DAO-Owned liquidations using Collaterized Debt Positions
This post aims to delve deeply into the mechanics of implementing CDPs, using wstETH tokens(or Vita potentially) as collateral. This discussion will culminate in exploring the creation of a VitaDAO-owned and managed CDP specifically for ecosystem growth. A CDP vault savior module that automatically adds more collateral to a CDP before a liquidation is processed which prevents that liquidation.
In contrast to traditional CDP models, where positions are liquidated when collateral falls below a threshold, our approach introduces a DAO-owned liquidation mechanism. This mechanism ensures that additional collateral is injected to maintain a sufficiently collateralized state during market downturns, thereby providing a buffer against volatility. Conversely, when the price of the native token appreciates significantly, the DAO strategically liquidates the Vita collateral, using an optimized execution strategy to moderate market impact.
Advantages of this Model:
- Risk Mitigation: By actively managing collateral levels at the DAO scale, we can significantly reduce the systemic risk associated with market volatility.
- Flexibility and Autonomy: This approach provides the DAO with greater control over its financial operations, enabling more strategic capital management. The DAO gains significant flexibility in timing grants and liquidations. We can issue grants without the immediate need to liquidate assets, allowing us to choose the most opportune moments for market action. This flexibility also means we can proactively take positions, aligning with our spending plans for ecosystem growth and potentially improving financial outcomes.
- Market Stabilization: A significant advantage of this approach is the ability to have DAO-owned liquidations. This means that VitaDAO can directly control the liquidation process of wstETH or other assets used(VITA token) as collateral. By doing so, we can strategically liquidate assets in a way that minimizes market impact and aligns with our broader market strategies. This approach contrasts sharply with relying on third-party liquidators, who may prioritize their interests over those of our DAO.
Open Dollar has already built, audited, and launched OD, a CDP-backed stablecoin on Arbitrum.
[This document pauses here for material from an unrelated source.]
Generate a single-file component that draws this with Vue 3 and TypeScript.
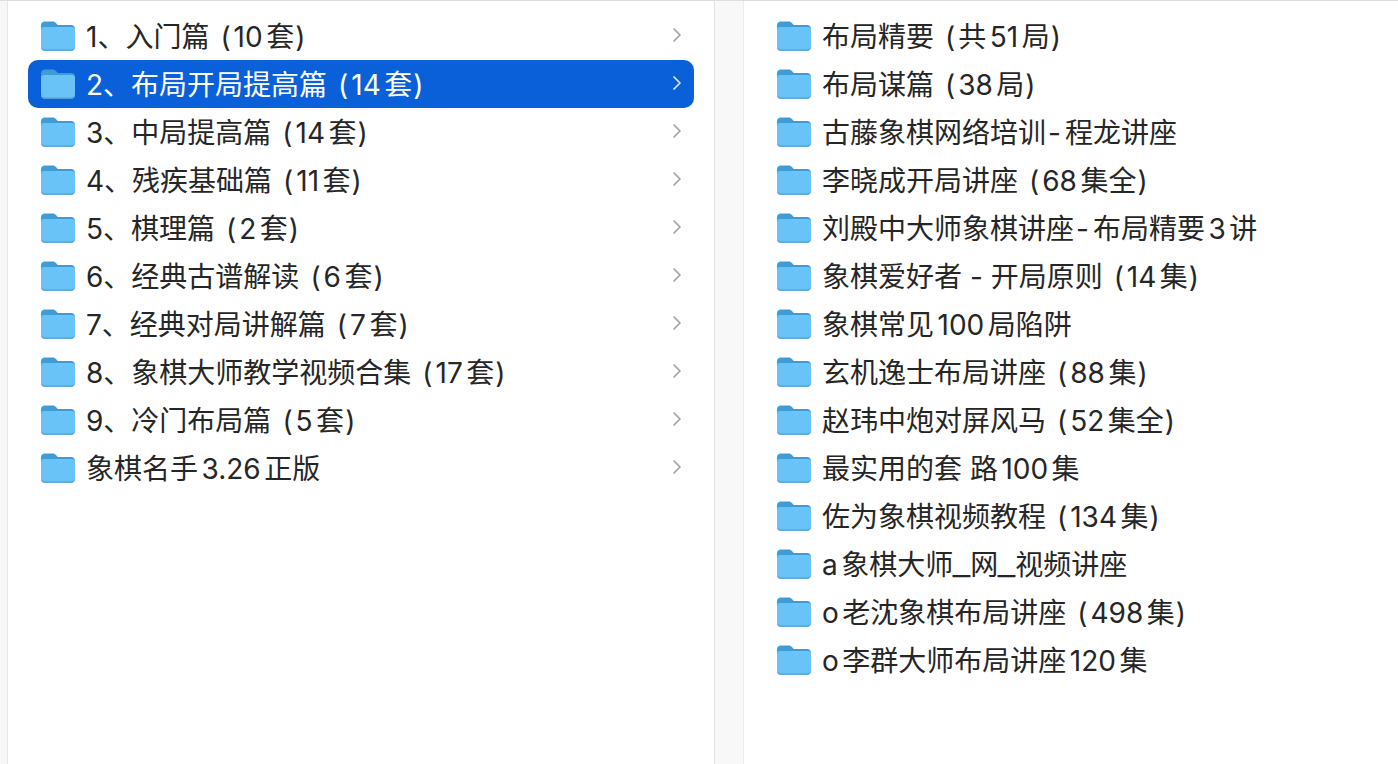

The OD stablecoin is already backed, in part, by wstETH as it is an enabled collateral type. By using an wstETH(or VITA)-backed stablecoin, VitaDAO is granting fixed (rather than fluctuating) value and still experiences the upside in wstETH. Given Open Dollar’s expertise with this particular stablecoin design VitaDAO could gain safe and scalable access to stablecoins with minimal investment.
Implementation:
Open Dollar will integrate Treasury Backed Vaults into our existing stablecoin protocol as a Savior Module. The Savior Module simply adds one more step between a vault being marked for liquidation and it becoming liquidated. This allows the module to pull more wstETH tokens directly from the treasury, and add them to the collateral of the position until it is raised above the liquidation threshold, completely preventing liquidations from occurring. The module would be given an allowance of wstETH tokens by the Treasury to spend, allowing the VitaDAO to completely control and update the bounds of how many tokens can be used at will to pad the existing collateral against liquidation.
Open Dollar will keep the wstETH-backed, DAO-controlled stablecoin at its $1 peg. This would enable the Treasury to retain wstETH’s upside potential while giving out grants and simultaneously grant a more predictable amount of economic value to the grantee. Additionally, in the most optimal scenario, grants to developers to build out the ecosystem should not create sales pressure, and yet in the current state of grants, it does exactly that.
Ask
Open Dollar is requesting a commitment of $800K in wstETH as an initial deposit once the system is completed.
What Vita DAO Can Expect
The Vita DAO can expect an audit of the savior module and a completed research report within 2 months of passing this program. After both initiatives are completed, Open Dollar will implement the savior module and raise the debt ceiling for collateral deposits, enabling the DAO to make full use of the project immediately.
Summary
With an Open Dollar custom-built Treasury Backed Vault, the Vita DAO would avoid paying premiums to builders, more safely access the capital in the treasury, create more value to be distributed, and limit sell pressure through grant programs by using stablecoins in their place.